= Exercise goal =
Extract the whole listing as it stands. Do not include the pictures.

= Material provided =
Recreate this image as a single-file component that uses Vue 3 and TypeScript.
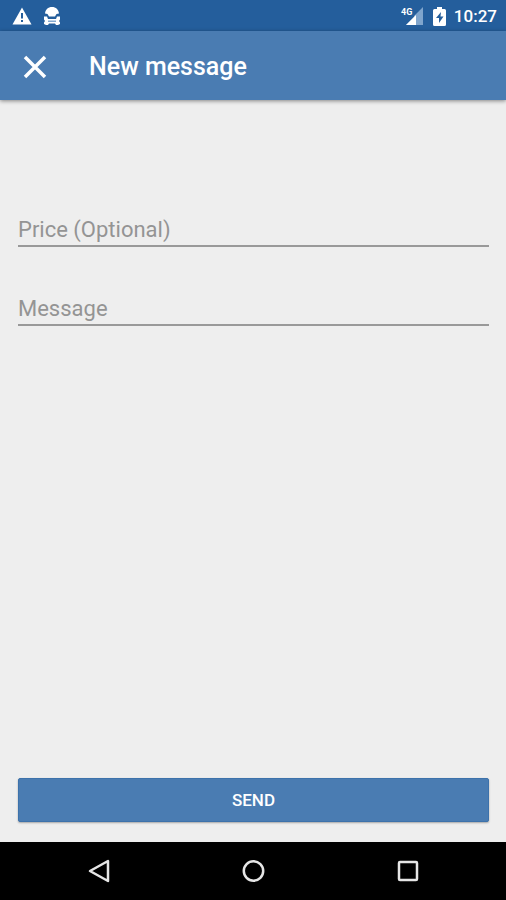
<script setup lang="ts">
import { ref } from 'vue'

const price = ref('')
const message = ref('')
const time = '10:27'
</script>

<template>
  <div class="screen">
    <div class="status">
      <div class="group notices">
        <svg width="20" height="18" viewBox="0 0 20 18" aria-hidden="true">
          <path d="M10 0.5 L19.5 17.500 H0.5 Z" fill="#fff" />
          <path d="M9 6h2v5.500h-2z M9 13h2v2h-2z" fill="#245e9c" />
        </svg>
        <svg width="18" height="20" viewBox="0 0 18 20" aria-hidden="true">
          <path d="M2 7.500C2.500 3.500 5 1 9 1s6.500 2.500 7 6.500l-2.500.5-1.500 2.500H6L4.500 8z" fill="#fff" />
          <path d="M1 10.500h3l1 2.500h8l1-2.500h3v3l-1 1.500 1 1.500V18l-2 1h-2l-1-1.500H6L5 19H3l-2-1v-1.500L2 15l-1-1.500z" fill="#fff" />
          <path d="M5 14.500h8v1.500H5z" fill="#83a8cf" />
        </svg>
      </div>
      <div class="group">
        <svg width="24" height="20" viewBox="0 0 24 20" aria-hidden="true">
          <path d="M22 1V19H5L13 11V10Z" fill="#7fa5cd" />
          <path d="M15 9V19H5Z" fill="#fff" />
          <text x="0" y="9" class="network">4G</text>
        </svg>
        <svg width="13" height="19" viewBox="0 0 13 19" aria-hidden="true">
          <path d="M4 0h5v2h2.500q1.500 0 1.500 1.500v14q0 1.500-1.500 1.500h-10Q0 19 0 17.500v-14Q0 2 1.500 2H4z" fill="#fff" />
          <path d="M8 5L3 11h3v5l4.500-6.500H7.500z" fill="#245e9c" />
        </svg>
        <span class="clock">{{ time }}</span>
      </div>
    </div>

    <header class="toolbar">
      <button class="close" type="button" aria-label="Close">
        <svg width="24" height="24" viewBox="0 0 24 24" aria-hidden="true">
          <path d="M2 2L22 22M22 2L2 22" stroke="#fff" stroke-width="3.500" />
        </svg>
      </button>
      <h1>New message</h1>
    </header>

    <form class="form" @submit.prevent>
      <input v-model="price" class="field" type="text" inputmode="decimal" placeholder="Price (Optional)" aria-label="Price (Optional)" />
      <input v-model="message" class="field" type="text" placeholder="Message" aria-label="Message" />
      <button class="send" type="submit">SEND</button>
    </form>

    <nav class="nav">
      <button type="button" aria-label="Back">
        <svg width="24" height="24" viewBox="0 0 24 24" aria-hidden="true">
          <path d="M21 2V22L3 12Z" />
        </svg>
      </button>
      <button type="button" aria-label="Home">
        <svg width="24" height="24" viewBox="0 0 24 24" aria-hidden="true">
          <circle cx="12.500" cy="12" r="9.700" />
        </svg>
      </button>
      <button type="button" aria-label="Recent apps">
        <svg width="24" height="24" viewBox="0 0 24 24" aria-hidden="true">
          <rect x="4" y="3" width="18" height="18" rx="1" />
        </svg>
      </button>
    </nav>
  </div>
</template>

<style>
body {
  margin: 0;
}
</style>

<style scoped>
.screen {
  display: flex;
  flex-direction: column;
  min-height: 100vh;
  background: #eee;
  font-family: Roboto, "Liberation Sans", sans-serif;
}

button {
  padding: 0;
  border: 0;
  background: none;
  font-family: inherit;
  cursor: pointer;
}

svg {
  display: block;
}

.status {
  display: flex;
  align-items: center;
  justify-content: space-between;
  box-sizing: border-box;
  height: 31px;
  padding: 1px 9px 0 12px;
  background: #245e9c;
  color: #fff;
}

.group {
  display: flex;
  align-items: center;
  gap: 8px;
}

.notices {
  gap: 11px;
}

.network {
  fill: #fff;
  font-size: 9px;
  font-weight: 700;
}

.clock {
  font-size: 17px;
  font-weight: 500;
  line-height: 30px;
}

.toolbar {
  display: flex;
  align-items: center;
  gap: 42px;
  box-sizing: border-box;
  height: 69px;
  padding: 2px 23px 0;
  background: #4a7cb2;
  box-shadow: 0 1px 4px rgba(0, 0, 0, 0.45);
  color: #fff;
}

h1 {
  margin: 0;
  font-size: 25px;
  font-weight: 500;
  line-height: 32px;
}

.form {
  display: flex;
  flex: 1;
  flex-direction: column;
  gap: 38px;
  padding: 106px 17px 20px 18px;
}

.field {
  box-sizing: border-box;
  width: 100%;
  height: 41px;
  padding: 8px 0 0;
  border: 0;
  border-bottom: 2px solid #999;
  border-radius: 0;
  outline: 0;
  background: transparent;
  color: #333;
  font-family: inherit;
  font-size: 22px;
}

.field::placeholder {
  color: #949494;
  opacity: 1;
}

.send {
  height: 44px;
  margin-top: auto;
  border: 1px solid #3d72ab;
  border-radius: 2px;
  background: #4a7cb2;
  box-shadow: 0 1px 2px rgba(0, 0, 0, 0.3);
  color: #fff;
  font-size: 17px;
  font-weight: 500;
}

.nav {
  display: flex;
  align-items: center;
  justify-content: center;
  gap: 130px;
  height: 58px;
  background: #000;
}

.nav svg {
  fill: none;
  stroke: #e6e6e6;
  stroke-width: 2.5;
  stroke-linejoin: round;
}
</style>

= Output =
Recreate this image as a single-file component that uses Vue 3 and TypeScript.
<script setup lang="ts">
import { ref } from 'vue'

const price = ref('')
const message = ref('')
const time = '10:27'
</script>

<template>
  <div class="screen">
    <div class="status">
      <div class="group notices">
        <svg width="20" height="18" viewBox="0 0 20 18" aria-hidden="true">
          <path d="M10 0.5 L19.5 17.500 H0.5 Z" fill="#fff" />
          <path d="M9 6h2v5.500h-2z M9 13h2v2h-2z" fill="#245e9c" />
        </svg>
        <svg width="18" height="20" viewBox="0 0 18 20" aria-hidden="true">
          <path d="M2 7.500C2.500 3.500 5 1 9 1s6.500 2.500 7 6.500l-2.500.5-1.500 2.500H6L4.500 8z" fill="#fff" />
          <path d="M1 10.500h3l1 2.500h8l1-2.500h3v3l-1 1.500 1 1.500V18l-2 1h-2l-1-1.500H6L5 19H3l-2-1v-1.500L2 15l-1-1.500z" fill="#fff" />
          <path d="M5 14.500h8v1.500H5z" fill="#83a8cf" />
        </svg>
      </div>
      <div class="group">
        <svg width="24" height="20" viewBox="0 0 24 20" aria-hidden="true">
          <path d="M22 1V19H5L13 11V10Z" fill="#7fa5cd" />
          <path d="M15 9V19H5Z" fill="#fff" />
          <text x="0" y="9" class="network">4G</text>
        </svg>
        <svg width="13" height="19" viewBox="0 0 13 19" aria-hidden="true">
          <path d="M4 0h5v2h2.500q1.500 0 1.500 1.500v14q0 1.500-1.500 1.500h-10Q0 19 0 17.500v-14Q0 2 1.500 2H4z" fill="#fff" />
          <path d="M8 5L3 11h3v5l4.500-6.500H7.500z" fill="#245e9c" />
        </svg>
        <span class="clock">{{ time }}</span>
      </div>
    </div>

    <header class="toolbar">
      <button class="close" type="button" aria-label="Close">
        <svg width="24" height="24" viewBox="0 0 24 24" aria-hidden="true">
          <path d="M2 2L22 22M22 2L2 22" stroke="#fff" stroke-width="3.500" />
        </svg>
      </button>
      <h1>New message</h1>
    </header>

    <form class="form" @submit.prevent>
      <input v-model="price" class="field" type="text" inputmode="decimal" placeholder="Price (Optional)" aria-label="Price (Optional)" />
      <input v-model="message" class="field" type="text" placeholder="Message" aria-label="Message" />
      <button class="send" type="submit">SEND</button>
    </form>

    <nav class="nav">
      <button type="button" aria-label="Back">
        <svg width="24" height="24" viewBox="0 0 24 24" aria-hidden="true">
          <path d="M21 2V22L3 12Z" />
        </svg>
      </button>
      <button type="button" aria-label="Home">
        <svg width="24" height="24" viewBox="0 0 24 24" aria-hidden="true">
          <circle cx="12.500" cy="12" r="9.700" />
        </svg>
      </button>
      <button type="button" aria-label="Recent apps">
        <svg width="24" height="24" viewBox="0 0 24 24" aria-hidden="true">
          <rect x="4" y="3" width="18" height="18" rx="1" />
        </svg>
      </button>
    </nav>
  </div>
</template>

<style>
body {
  margin: 0;
}
</style>

<style scoped>
.screen {
  display: flex;
  flex-direction: column;
  min-height: 100vh;
  background: #eee;
  font-family: Roboto, "Liberation Sans", sans-serif;
}

button {
  padding: 0;
  border: 0;
  background: none;
  font-family: inherit;
  cursor: pointer;
}

svg {
  display: block;
}

.status {
  display: flex;
  align-items: center;
  justify-content: space-between;
  box-sizing: border-box;
  height: 31px;
  padding: 1px 9px 0 12px;
  background: #245e9c;
  color: #fff;
}

.group {
  display: flex;
  align-items: center;
  gap: 8px;
}

.notices {
  gap: 11px;
}

.network {
  fill: #fff;
  font-size: 9px;
  font-weight: 700;
}

.clock {
  font-size: 17px;
  font-weight: 500;
  line-height: 30px;
}

.toolbar {
  display: flex;
  align-items: center;
  gap: 42px;
  box-sizing: border-box;
  height: 69px;
  padding: 2px 23px 0;
  background: #4a7cb2;
  box-shadow: 0 1px 4px rgba(0, 0, 0, 0.45);
  color: #fff;
}

h1 {
  margin: 0;
  font-size: 25px;
  font-weight: 500;
  line-height: 32px;
}

.form {
  display: flex;
  flex: 1;
  flex-direction: column;
  gap: 38px;
  padding: 106px 17px 20px 18px;
}

.field {
  box-sizing: border-box;
  width: 100%;
  height: 41px;
  padding: 8px 0 0;
  border: 0;
  border-bottom: 2px solid #999;
  border-radius: 0;
  outline: 0;
  background: transparent;
  color: #333;
  font-family: inherit;
  font-size: 22px;
}

.field::placeholder {
  color: #949494;
  opacity: 1;
}

.send {
  height: 44px;
  margin-top: auto;
  border: 1px solid #3d72ab;
  border-radius: 2px;
  background: #4a7cb2;
  box-shadow: 0 1px 2px rgba(0, 0, 0, 0.3);
  color: #fff;
  font-size: 17px;
  font-weight: 500;
}

.nav {
  display: flex;
  align-items: center;
  justify-content: center;
  gap: 130px;
  height: 58px;
  background: #000;
}

.nav svg {
  fill: none;
  stroke: #e6e6e6;
  stroke-width: 2.5;
  stroke-linejoin: round;
}
</style>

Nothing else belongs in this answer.